82. La dernière partie de la définition précise qu’un fonds d’investissement peut recourir à des structures ad hoc pour détenir des actifs ou réaliser certains investissements. Ces entités ou dispositifs fonctionnent en principe dans le cadre de l’infrastructure du fonds proprement dit, et devraient être considérés comme faisant partie de l’entité exclue. L’exclusion des structures ad hoc ne s’applique pas aux entités qui exercent ou ont la responsabilité de gérer une activité économique ou commerciale du groupe d’EMN lui-même. La définition couvre également les cas où l’entité ou le dispositif sont détenus par plusieurs fonds d’investissement indépendants, ou par un ou plusieurs fonds d’investissement associés à une autre entité exclue, comme un fonds de pension. La définition prévoit aussi les situations où, pour des raisons réglementaires ou commerciales, le gestionnaire de fonds peut être tenu de détenir une participation de minimis dans l’entité ou le dispositif.

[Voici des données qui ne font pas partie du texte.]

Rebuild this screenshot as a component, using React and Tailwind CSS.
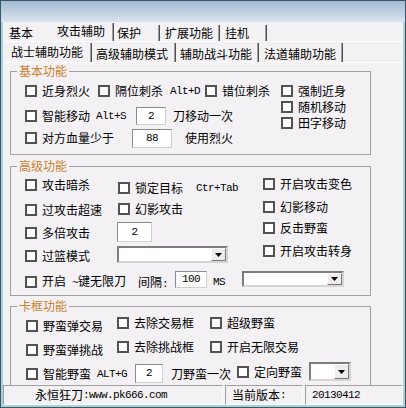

83. La définition d'entité exclue énoncée dans l'encadré ci-dessus s'applique aux entités du groupe d'entreprises multinationales qui se trouvent au sommet de la chaîne de détention. Toutefois, cette définition n'aborde pas de manière exhaustive les questions liées aux fonds d'investissement contrôlés (c'est-à-dire un fonds contrôlé par une entité constitutive d'un groupe d'entreprises multinationales qui n'est pas une entité exclue). Par exemple, des règles techniques supplémentaires peuvent être nécessaires pour éviter l'application potentielle de la RIR à un fonds contrôlé dans le cadre de l'approche descendante et des règles de détention partagée. D'autres instructions peuvent également être nécessaires quant au traitement des fonds d'investissement contrôlés dans le cadre de la RPII. Le cadre inclusif entreprendra d'autres travaux techniques concernant le traitement des fonds d'investissement afin de déterminer si des règles supplémentaires sont nécessaires pour préserver la neutralité fiscale des fonds d'investissement dans le cadre du deuxième pilier et d'envisager l'application des règles GloBE aux fonds d'investissement contrôlés, et les résultats de ces travaux seront intégrés dans les règles types.